The special case we shall care the most about is when {L = R^n} and {\lambda: R^n \rightarrow R} is given by the dot product with a vector {\mathbf{f}=(f_1, \dots,  f_n) \in R^n}. Then we shall write

\displaystyle  K_*(\mathbf{f})

for the Koszul complex. Now that we have a complex, we can define its homology (and cohomology).

Definition 21 Let {M} be an {R}-module. We write {K_*(\lambda, M)} for the complex {K(\lambda)  \otimes M} (and similarly {K_*(\mathbf{f},  M)} when {\mathbf{f}: R^n \rightarrow  R} is {\lambda}). The homology of this complex is called the Koszul homology of {M} and is denoted {H_i(\lambda,  M)} (or {H_i(\mathbf{f}, M)}).

One of the basic facts about this is that {K_*(\lambda, \cdot)} is an exact functor if {L} is flat. In particular, {K_*(\mathbf{f}, \cdot)} is an exact functor as each of the terms of the complex are free. In particular,

Theorem 22 If {L} is a flat module, then {H_i(\lambda, M)} is a {\delta}-functor.

We can also dualize everything.

Definition 23 Let {M} be an {R}-module. We write {K^*(\lambda, M)} for the complex {\hom(K(\lambda), M)}. The cohomology of this cochain complex is called the Koszul cohomology with {M} coefficients and is denoted {H^i(\lambda,  M)}. (Similarly we define {K^*(\mathbf{f}, M)} when {L} is a free module, and write {H^i(\mathbf{f},  M)} for the Koszul cohomology.)

It is similarly easy to see that when {L} is projective, then {K^*(\lambda, M)} will be an exact functor in {M}, and the Koszul cohomology will be a {\delta}-functor where the connecting homomorphisms raise the degree.

So what can we do with this? Well, as we will see the Koszul complex detects the regularity of sequences. This is a nontrivial fact, and it will basically rely on the fact that, first of all, the Koszul complex {K(f)} for {f \in R} (i.e. the complex of the free module {R} together with the functional {R  \stackrel{f}{\rightarrow} R}) is very simple; it’s

\displaystyle  0 \rightarrow R \stackrel{f}{\rightarrow} R \rightarrow 0.

It will rely on this simple observation and the fact, proved next, that Koszul complexes behave nicely with respect to tensoring. Given graded {R}-algebras {A, B}, we can form the graded tensor product {A  \otimes_R B}. By definition, this is just {A \otimes_R B} as a graded module, but the multiplicative structure is slightly different. Namely, we define the product of {a \otimes b, a' \otimes b'} as

\displaystyle  (-1)^{\deg a' \deg b} aa' \otimes bb'

if the elements in question are homogeneous. This is a fairly common construction. When one has finite-dimensional CW complexes {X,Y}, for instance, the cohomology ring of {X \times Y} with coefficients in a field is the graded tensor product of the cohomology rings of {X} and {Y}. Another example, more relevant here, is that if {N,N'} are two modules, then the exterior algebra {\bigwedge (N \oplus N')} is the graded tensor product of {\bigwedge N } and {\bigwedge N'}.

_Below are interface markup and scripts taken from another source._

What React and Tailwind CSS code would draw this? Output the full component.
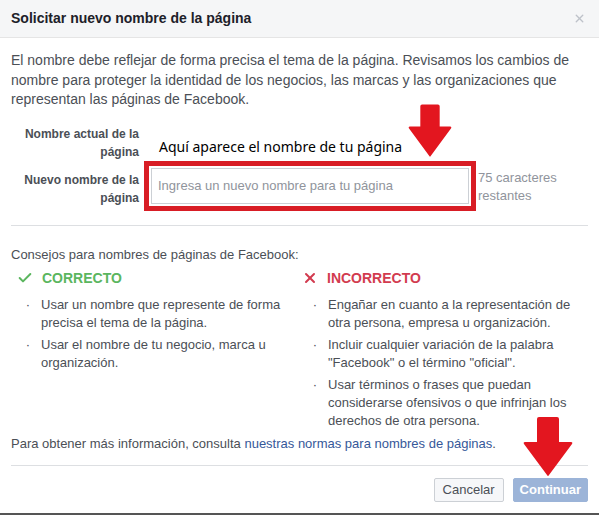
import { Check, X } from 'lucide-react';

function DownArrow({ className }) {
  return (
    <svg className={className} viewBox="0 0 50 60" fill="#e3161f">
      <path d="M14 2 Q14 0 16 0 H34 Q36 0 36 2 V25 H48 Q50 25 49 27 L26 58 Q25 60 24 58 L1 27 Q0 25 2 25 H14 Z" />
    </svg>
  );
}

function TipList({ items }) {
  return (
    <ul className="mt-[8px] flex flex-col gap-[4px] pl-[14px] pr-[10px]">
      {items.map((t) => (
        <li key={t} className="flex gap-[10px] text-[13px] leading-[18px] text-[#4b4f56]">
          <span className="w-[6px] shrink-0 text-center">·</span>
          <span>{t}</span>
        </li>
      ))}
    </ul>
  );
}

export default function App() {
  return (
    <div className="relative w-[599px] h-[515px] overflow-hidden bg-white font-['Liberation_Sans',Arial,sans-serif] text-[#1d2129]">
      {/* header */}
      <div className="flex h-[38px] items-center justify-between border-b border-[#e5e5e5] bg-[#f5f6f7] pl-[11px] pr-[13px]">
        <h3 className="text-[14px] font-bold">Solicitar nuevo nombre de la página</h3>
        <X size={13} strokeWidth={2.5} className="text-[#bec2c9]" />
      </div>

      <div className="px-[11px]">
        <p className="pt-[13px] text-[14px] leading-[19.5px] text-[#4b4f56]">
          El nombre debe reflejar de forma precisa el tema de la página. Revisamos los cambios de nombre para
          proteger la identidad de los negocios, las marcas y las organizaciones que representan las páginas de
          Facebook.
        </p>

        {/* current name */}
        <div className="mt-[15px] flex items-end">
          <div className="w-[128px] text-right text-[12px] font-bold leading-[18px] text-[#4b4f56]">
            Nombre actual de la página
          </div>
          <div className="ml-[20px] pb-[4px] font-['Noto_Sans',sans-serif] text-[14px] leading-[20px] text-black">
            Aquí aparece el nombre de tu página
          </div>
        </div>

        {/* new name */}
        <div className="flex items-center">
          <div className="w-[128px] pt-[6px] text-right text-[12px] font-bold leading-[18px] text-[#4b4f56]">
            Nuevo nombre de la página
          </div>
          <div className="ml-[5px] border-[5px] border-[#d81d25] p-[2px]">
            <div className="flex h-[36px] w-[318px] items-center border border-[#ccd0d5] px-[6px] text-[13px] text-[#90949c]">
              Ingresa un nuevo nombre para tu página
            </div>
          </div>
          <div className="ml-[2px] pt-[2px] text-[13px] leading-[18px] text-[#90949c]">
            75 caracteres
            <br />
            restantes
          </div>
        </div>

        <div className="mt-[14px] border-t border-[#dddfe2]" />

        <p className="mt-[20px] text-[13px] leading-[18px] text-[#4b4f56]">
          Consejos para nombres de páginas de Facebook:
        </p>

        <div className="mt-[4px] grid grid-cols-[287px_1fr]">
          <div>
            <div className="flex items-center gap-[9px] pl-[6px] text-[14px] font-bold leading-[20px] text-[#5bb65f]">
              <Check size={16} strokeWidth={3} />
              CORRECTO
            </div>
            <TipList
              items={[
                'Usar un nombre que represente de forma precisa el tema de la página.',
                'Usar el nombre de tu negocio, marca u organización.',
              ]}
            />
          </div>
          <div>
            <div className="flex items-center gap-[9px] pl-[4px] text-[14px] font-bold leading-[20px] text-[#d23b4f]">
              <X size={16} strokeWidth={3} />
              INCORRECTO
            </div>
            <TipList
              items={[
                'Engañar en cuanto a la representación de otra persona, empresa u organización.',
                'Incluir cualquier variación de la palabra "Facebook" o el término "oficial".',
                'Usar términos o frases que puedan considerarse ofensivos o que infrinjan los derechos de otra persona.',
              ]}
            />
          </div>
        </div>

        <p className="mt-[5px] text-[13px] leading-[18px] text-[#4b4f56]">
          Para obtener más información, consulta{' '}
          <span className="text-[#365899]">nuestras normas para nombres de páginas</span>.
        </p>

        <div className="mt-[12px] border-t border-[#dddfe2]" />

        <div className="mt-[12px] flex justify-end gap-[9px]">
          <button className="h-[24px] rounded-[2px] border border-[#ccd0d5] bg-[#f6f7f9] px-[8px] text-[13px] text-[#4b4f56]">
            Cancelar
          </button>
          <button className="h-[24px] rounded-[2px] border border-[#9cb4d8] bg-[#9cb4d8] px-[6px] text-[13px] font-bold text-white">
            Continuar
          </button>
        </div>
      </div>

      <div className="absolute bottom-0 left-0 h-[2px] w-full bg-[#555]" />

      {/* annotation arrows */}
      <DownArrow className="absolute left-[408px] top-[104px] h-[54px] w-[44px]" />
      <DownArrow className="absolute left-[523px] top-[417px] h-[60px] w-[50px]" />
    </div>
  );
}
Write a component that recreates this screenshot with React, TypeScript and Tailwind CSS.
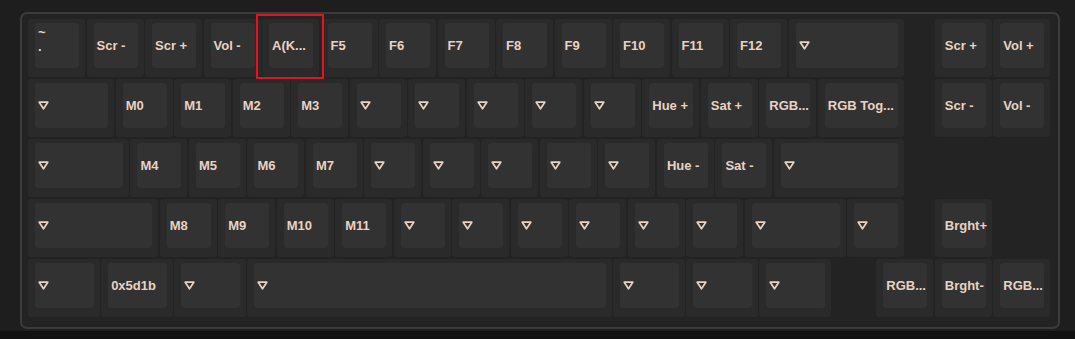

Proposition 24 Let {\lambda: L \rightarrow R, \lambda': L' \rightarrow R} be linear functionals. Then the Koszul complex {K_*(\lambda \oplus \lambda')} is the tensor product {K_*(\lambda) \otimes K_*(\lambda')} as differential graded algebras.

So in other words, not only is the algebra structure preserved by taking the tensor product, but when you think of them as chain complexes, {K_*(\lambda  \oplus \lambda')} Here {\lambda \oplus \lambda'} is the functional {L \oplus L' \stackrel{\lambda  \oplus \lambda'}{\rightarrow} R \oplus R \rightarrow R} where the last map is addition. So for instance this implies that {K_*(\mathbf{f}) \otimes K_*(\mathbf{f}') \simeq  K_*(\mathbf{f}, \mathbf{f}')} for two tuples {\mathbf{f} = (f_1, \dots, f_i),  \mathbf{f}' = (f'_1, \dots, f'_j)}. This implies that in the case we care about most, catenation of lists of elements corresponds to the tensor product.

I think I’m going to prove this result tomorrow. It’s all right; we don’t have to rush.